Process GBIF Data Cubes — process

Processes a GBIF data cube and (if applicable) an associated taxonomic information file. If your cube includes a taxonomic info file it is likely a previous generation cube and should be processed using 'process_cube_old'. The taxonomic info file must reside in the same directory as your cube and share a base file name (e.g., 'cubes/my_mammals_cube.csv', 'cubes/my_mammals_info.csv'). If your cube does NOT include a taxonomic info file then it is likely a current generation cube and should be processed using the standard process_cube function. The API used to generate the current generation cubes is very flexible and allows user-specified column names. Therefore, please check that the column names of your cube match the Darwin Core standard expected by the process_cube function. If they do not, you may need to enter them manually. The function will return an error if it cannot find all required columns.

Usage

process_cube(
  cube_name,
  grid_type = c("automatic", "eea", "mgrs", "eqdgc", "custom", "none"),
  first_year = NULL,
  last_year = NULL,
  force_gridcode = FALSE,
  cols_year = NULL,
  cols_yearMonth = NULL,
  cols_cellCode = NULL,
  cols_occurrences = NULL,
  cols_scientificName = NULL,
  cols_minCoordinateUncertaintyInMeters = NULL,
  cols_minTemporalUncertainty = NULL,
  cols_kingdom = NULL,
  cols_family = NULL,
  cols_species = NULL,
  cols_kingdomKey = NULL,
  cols_familyKey = NULL,
  cols_speciesKey = NULL,
  cols_familyCount = NULL,
  cols_sex = NULL,
  cols_lifeStage = NULL,
  separator = NULL
)

Arguments

cube_name: The location and name of a data cube file (e.g., 'inst/extdata/europe_species_cube.csv').
grid_type: (Optional) Specify which grid reference system your cube uses. By default the function will attempt to determine this automatically and return an error if it fails.
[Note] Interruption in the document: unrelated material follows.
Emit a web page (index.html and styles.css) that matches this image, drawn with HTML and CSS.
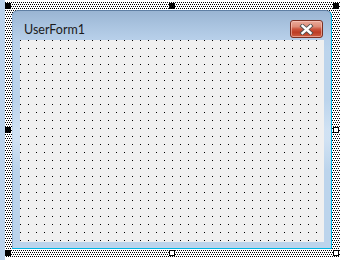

If you want to perform analysis on a cube with custom grid codes (e.g. output from the gcube package) or a cube without grid codes, select 'custom' or 'none', respectively.
first_year: (Optional) The first year of occurrences to include. If not specified, uses a default of 1600 to prevent false records (e.g. with year = 0).
last_year: (Optional) The final year of occurrences to include. If not specified, uses the latest year present in the cube.
force_gridcode: (Optional) Force the function to assume a specific grid reference system. This may cause unexpected downstream issues, so it is not recommended. If you are getting errors related to grid cell codes, check to make sure they are valid.
cols_year: (Optional) The name of the column containing the year of occurrence (if something other than 'year'). This column is required unless you have a yearMonth column.
cols_yearMonth: (Optional) The name of the column containing the year and month of occurrence (if present and if other than 'yearMonth'). Use this only if you do not have a year column. The b3gbi package does not use month data, so the function will convert your yearMonth column to a year column.
cols_cellCode: (Optional) The name of the column containing the grid reference codes (if other than 'cellCode'). This column is required.
cols_occurrences: (Optional) The name of the column containing the number of occurrence (if other than 'occurrences'). This column is required.
cols_scientificName: (Optional) The name of the column containing the scientific name of the species (if other than 'scientificName'). Note that it is not necessary to have both a species column and a scientificName column. One or the other is sufficient.
cols_minCoordinateUncertaintyInMeters: (Optional) The name of the column containing the minimum coordinate uncertainty of the occurrences (if other than 'minCoordinateUncertaintyinMeters').
cols_minTemporalUncertainty: (Optional) The name of the column containing the minimum temporal uncertainty of the occurrences (if other than 'minTemporalUncertainty').
cols_kingdom: (Optional) The name of the column containing the kingdom the occurring species belongs to (if other than 'kingdom').
cols_family: (Optional) The name of the column containing the family the occurring species belongs to (if other than 'family').
cols_species: (Optional) The name of the column containing the name of the occurring species (if other than 'species'). Note that it is not necessary to have both a species column and a scientificName column. One or the other is sufficient.
cols_kingdomKey: (Optional) The name of the column containing the kingdom key of the occurring species (if other than 'kingdomKey').
cols_familyKey: (Optional) The name of the column containing the family key of the occurring species (if other than 'familykey').
cols_speciesKey: (Optional) The name of the column containing the species key of the occurring species (if other than 'speciesKey'). The column is required, but note that if you have a 'taxonKey' column you can provide it as the speciesKey.
cols_familyCount: (Optional) The name of the column containing the occurrence count by family.
cols_sex: (Optional) The name of the column containing the sex of the observed individuals.
cols_lifeStage: (Optional) The name of the column containing the life stage of the observed individuals.
separator: (Optional) The column-separating character in your csv file. This should be automatically recognized, so only specify this if you are having trouble.

Value

A tibble containing the processed GBIF occurrence data.

Examples

if (FALSE) { # \dontrun{
cube_name <- system.file("extdata", "denmark_mammals_cube_eqdgc.csv",
                         package = "b3gbi")
denmark_example_cube <- process_cube(cube_name)
denmark_example_cube
} # }